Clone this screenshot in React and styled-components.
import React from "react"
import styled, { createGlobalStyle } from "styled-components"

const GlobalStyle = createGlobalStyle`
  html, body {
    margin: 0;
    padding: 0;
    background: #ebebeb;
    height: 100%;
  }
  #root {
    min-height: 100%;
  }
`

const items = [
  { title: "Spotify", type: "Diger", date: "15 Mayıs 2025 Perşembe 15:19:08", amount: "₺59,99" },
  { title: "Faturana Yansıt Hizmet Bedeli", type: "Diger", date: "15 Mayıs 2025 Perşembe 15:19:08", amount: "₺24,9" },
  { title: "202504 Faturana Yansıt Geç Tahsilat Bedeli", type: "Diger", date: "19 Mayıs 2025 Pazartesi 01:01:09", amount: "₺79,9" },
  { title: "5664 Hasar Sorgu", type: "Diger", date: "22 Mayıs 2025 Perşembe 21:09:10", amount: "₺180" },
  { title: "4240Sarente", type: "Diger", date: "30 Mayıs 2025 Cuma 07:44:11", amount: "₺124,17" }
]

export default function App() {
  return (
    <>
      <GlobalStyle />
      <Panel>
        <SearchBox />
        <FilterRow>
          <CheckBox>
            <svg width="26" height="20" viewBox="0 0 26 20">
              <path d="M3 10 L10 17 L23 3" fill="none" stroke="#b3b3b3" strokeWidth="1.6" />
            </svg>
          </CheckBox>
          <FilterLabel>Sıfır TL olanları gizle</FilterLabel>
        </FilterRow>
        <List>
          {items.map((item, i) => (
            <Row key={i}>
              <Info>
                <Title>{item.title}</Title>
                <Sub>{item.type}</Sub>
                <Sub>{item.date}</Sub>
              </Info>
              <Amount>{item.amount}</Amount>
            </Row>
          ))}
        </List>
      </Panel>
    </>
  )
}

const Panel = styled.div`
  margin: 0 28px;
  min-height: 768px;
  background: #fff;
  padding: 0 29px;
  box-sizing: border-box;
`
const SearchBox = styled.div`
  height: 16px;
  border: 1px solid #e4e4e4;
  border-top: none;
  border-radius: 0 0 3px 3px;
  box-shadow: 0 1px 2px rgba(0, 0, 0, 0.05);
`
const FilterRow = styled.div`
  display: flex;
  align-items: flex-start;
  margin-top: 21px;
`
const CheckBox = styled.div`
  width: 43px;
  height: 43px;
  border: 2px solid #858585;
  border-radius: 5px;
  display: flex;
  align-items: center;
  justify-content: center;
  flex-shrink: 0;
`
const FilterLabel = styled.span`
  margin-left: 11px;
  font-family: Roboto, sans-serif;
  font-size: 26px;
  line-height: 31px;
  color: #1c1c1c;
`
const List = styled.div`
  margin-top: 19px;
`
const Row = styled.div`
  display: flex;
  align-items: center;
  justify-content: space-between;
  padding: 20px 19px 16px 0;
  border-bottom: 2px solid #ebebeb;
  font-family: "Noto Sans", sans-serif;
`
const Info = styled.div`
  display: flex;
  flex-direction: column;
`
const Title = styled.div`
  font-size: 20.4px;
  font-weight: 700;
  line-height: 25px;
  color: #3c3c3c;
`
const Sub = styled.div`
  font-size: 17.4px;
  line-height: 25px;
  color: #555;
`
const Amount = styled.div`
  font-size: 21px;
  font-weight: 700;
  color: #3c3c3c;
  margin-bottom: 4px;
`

== == ==

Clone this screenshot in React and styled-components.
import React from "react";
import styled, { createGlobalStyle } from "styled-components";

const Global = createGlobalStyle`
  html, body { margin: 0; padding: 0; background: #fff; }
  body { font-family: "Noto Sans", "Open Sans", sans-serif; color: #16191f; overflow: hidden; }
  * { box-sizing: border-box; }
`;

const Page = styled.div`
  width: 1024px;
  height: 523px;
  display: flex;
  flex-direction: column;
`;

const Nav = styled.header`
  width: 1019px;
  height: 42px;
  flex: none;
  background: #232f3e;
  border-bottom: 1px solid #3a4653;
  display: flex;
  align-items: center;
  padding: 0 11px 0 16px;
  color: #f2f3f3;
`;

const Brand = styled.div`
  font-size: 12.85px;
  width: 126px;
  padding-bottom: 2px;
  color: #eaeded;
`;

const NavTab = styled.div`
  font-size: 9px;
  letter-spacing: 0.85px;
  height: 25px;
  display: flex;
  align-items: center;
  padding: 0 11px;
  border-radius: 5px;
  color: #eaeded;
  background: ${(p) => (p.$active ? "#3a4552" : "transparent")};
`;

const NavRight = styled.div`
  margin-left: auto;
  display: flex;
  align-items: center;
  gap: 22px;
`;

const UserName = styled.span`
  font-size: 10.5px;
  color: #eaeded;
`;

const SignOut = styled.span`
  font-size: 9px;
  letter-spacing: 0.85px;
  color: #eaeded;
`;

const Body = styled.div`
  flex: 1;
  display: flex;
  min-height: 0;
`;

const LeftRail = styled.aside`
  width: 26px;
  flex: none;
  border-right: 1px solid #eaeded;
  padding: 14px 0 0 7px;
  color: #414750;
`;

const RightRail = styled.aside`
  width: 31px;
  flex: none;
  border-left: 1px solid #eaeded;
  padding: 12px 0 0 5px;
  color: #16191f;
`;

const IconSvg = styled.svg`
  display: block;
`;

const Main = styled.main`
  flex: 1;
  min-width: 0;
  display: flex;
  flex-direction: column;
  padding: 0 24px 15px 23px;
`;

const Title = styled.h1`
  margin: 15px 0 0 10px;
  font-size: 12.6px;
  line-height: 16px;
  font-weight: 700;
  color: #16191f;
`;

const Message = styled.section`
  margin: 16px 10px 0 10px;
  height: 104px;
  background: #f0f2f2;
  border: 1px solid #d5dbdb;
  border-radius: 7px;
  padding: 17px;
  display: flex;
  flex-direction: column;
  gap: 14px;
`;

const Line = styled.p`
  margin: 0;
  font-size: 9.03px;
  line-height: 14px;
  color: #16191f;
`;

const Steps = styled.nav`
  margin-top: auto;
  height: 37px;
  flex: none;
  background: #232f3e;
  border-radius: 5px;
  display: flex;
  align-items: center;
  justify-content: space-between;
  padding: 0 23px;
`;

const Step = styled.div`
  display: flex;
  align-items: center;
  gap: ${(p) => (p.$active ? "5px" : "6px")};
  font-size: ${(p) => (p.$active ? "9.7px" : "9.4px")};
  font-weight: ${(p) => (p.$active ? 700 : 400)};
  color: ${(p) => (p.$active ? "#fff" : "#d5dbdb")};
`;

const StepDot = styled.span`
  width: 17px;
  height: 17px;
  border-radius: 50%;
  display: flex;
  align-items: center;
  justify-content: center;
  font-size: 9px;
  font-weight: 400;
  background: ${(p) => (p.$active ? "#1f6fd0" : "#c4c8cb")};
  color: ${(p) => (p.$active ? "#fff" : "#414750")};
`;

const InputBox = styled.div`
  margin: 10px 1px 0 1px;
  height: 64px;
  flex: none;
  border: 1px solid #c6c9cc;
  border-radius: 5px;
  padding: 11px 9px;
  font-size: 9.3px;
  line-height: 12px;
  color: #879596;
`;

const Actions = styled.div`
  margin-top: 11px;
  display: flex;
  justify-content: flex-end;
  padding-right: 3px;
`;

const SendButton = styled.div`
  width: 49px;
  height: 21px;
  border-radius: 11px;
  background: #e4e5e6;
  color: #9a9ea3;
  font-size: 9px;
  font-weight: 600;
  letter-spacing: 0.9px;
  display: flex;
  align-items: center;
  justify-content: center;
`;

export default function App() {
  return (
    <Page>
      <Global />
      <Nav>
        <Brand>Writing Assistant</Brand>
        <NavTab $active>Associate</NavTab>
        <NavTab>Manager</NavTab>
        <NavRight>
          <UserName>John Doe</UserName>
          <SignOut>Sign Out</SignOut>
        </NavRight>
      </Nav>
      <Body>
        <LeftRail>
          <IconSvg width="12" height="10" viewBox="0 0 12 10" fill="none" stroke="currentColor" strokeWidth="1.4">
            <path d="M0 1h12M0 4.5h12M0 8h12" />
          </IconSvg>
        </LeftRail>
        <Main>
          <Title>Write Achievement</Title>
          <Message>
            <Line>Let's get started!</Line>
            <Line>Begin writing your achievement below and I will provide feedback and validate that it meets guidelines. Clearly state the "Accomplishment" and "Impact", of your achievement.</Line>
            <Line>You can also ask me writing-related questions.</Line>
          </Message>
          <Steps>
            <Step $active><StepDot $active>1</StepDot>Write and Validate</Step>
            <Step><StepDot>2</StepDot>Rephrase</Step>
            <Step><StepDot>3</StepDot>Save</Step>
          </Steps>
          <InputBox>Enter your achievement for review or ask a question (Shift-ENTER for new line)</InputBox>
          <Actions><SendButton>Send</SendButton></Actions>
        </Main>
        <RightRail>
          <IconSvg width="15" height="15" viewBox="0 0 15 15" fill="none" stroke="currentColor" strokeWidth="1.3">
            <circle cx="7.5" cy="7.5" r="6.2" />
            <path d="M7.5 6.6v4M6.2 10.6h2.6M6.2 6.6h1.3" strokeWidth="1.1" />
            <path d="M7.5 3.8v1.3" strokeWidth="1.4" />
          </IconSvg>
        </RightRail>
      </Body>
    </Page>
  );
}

== == ==

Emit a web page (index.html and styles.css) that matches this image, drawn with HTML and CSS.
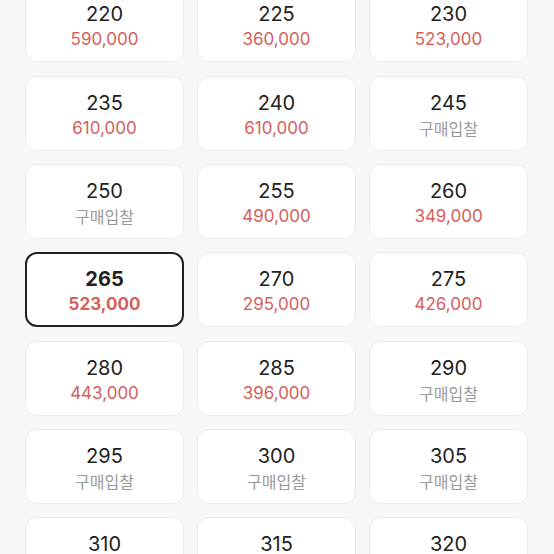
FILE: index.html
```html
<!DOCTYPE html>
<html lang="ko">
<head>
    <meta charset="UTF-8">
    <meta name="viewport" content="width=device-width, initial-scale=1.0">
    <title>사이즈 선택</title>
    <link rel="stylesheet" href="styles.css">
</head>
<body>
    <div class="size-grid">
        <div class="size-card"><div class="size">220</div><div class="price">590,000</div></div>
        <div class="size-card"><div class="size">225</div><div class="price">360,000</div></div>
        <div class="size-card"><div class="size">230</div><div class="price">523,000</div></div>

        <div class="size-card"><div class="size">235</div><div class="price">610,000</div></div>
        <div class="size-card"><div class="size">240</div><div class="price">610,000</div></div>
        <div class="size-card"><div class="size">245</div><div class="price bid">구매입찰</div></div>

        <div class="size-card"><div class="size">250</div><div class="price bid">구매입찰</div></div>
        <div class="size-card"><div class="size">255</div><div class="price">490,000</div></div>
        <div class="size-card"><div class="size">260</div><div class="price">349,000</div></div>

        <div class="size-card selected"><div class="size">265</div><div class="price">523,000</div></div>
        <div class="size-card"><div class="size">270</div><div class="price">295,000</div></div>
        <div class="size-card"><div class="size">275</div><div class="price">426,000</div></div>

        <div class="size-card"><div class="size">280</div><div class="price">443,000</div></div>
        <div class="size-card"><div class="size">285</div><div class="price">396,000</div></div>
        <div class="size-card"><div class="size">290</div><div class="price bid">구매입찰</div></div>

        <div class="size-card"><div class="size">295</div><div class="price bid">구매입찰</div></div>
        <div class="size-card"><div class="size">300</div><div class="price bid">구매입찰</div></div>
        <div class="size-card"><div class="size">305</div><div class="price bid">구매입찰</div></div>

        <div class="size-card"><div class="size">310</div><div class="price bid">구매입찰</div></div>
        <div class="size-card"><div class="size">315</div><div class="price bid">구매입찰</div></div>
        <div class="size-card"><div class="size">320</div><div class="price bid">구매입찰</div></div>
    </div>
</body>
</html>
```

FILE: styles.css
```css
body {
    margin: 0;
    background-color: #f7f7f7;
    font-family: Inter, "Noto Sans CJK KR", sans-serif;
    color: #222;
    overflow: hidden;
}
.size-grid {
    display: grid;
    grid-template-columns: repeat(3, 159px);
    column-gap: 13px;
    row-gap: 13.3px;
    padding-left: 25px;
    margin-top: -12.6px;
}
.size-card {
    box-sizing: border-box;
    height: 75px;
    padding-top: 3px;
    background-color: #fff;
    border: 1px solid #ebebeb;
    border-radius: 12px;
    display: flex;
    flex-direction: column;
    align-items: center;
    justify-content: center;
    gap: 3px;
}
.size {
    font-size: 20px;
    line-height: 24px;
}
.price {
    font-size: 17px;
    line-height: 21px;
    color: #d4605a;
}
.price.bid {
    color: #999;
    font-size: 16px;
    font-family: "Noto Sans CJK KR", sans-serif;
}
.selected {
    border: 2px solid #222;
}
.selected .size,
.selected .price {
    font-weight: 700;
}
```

== == ==

◆ **What to do**
Copy each line above where the string "index" occurs.

◆ **Output below**
Emit a web page (index.html and styles.css) that matches this image, drawn with HTML and CSS.
FILE: index.html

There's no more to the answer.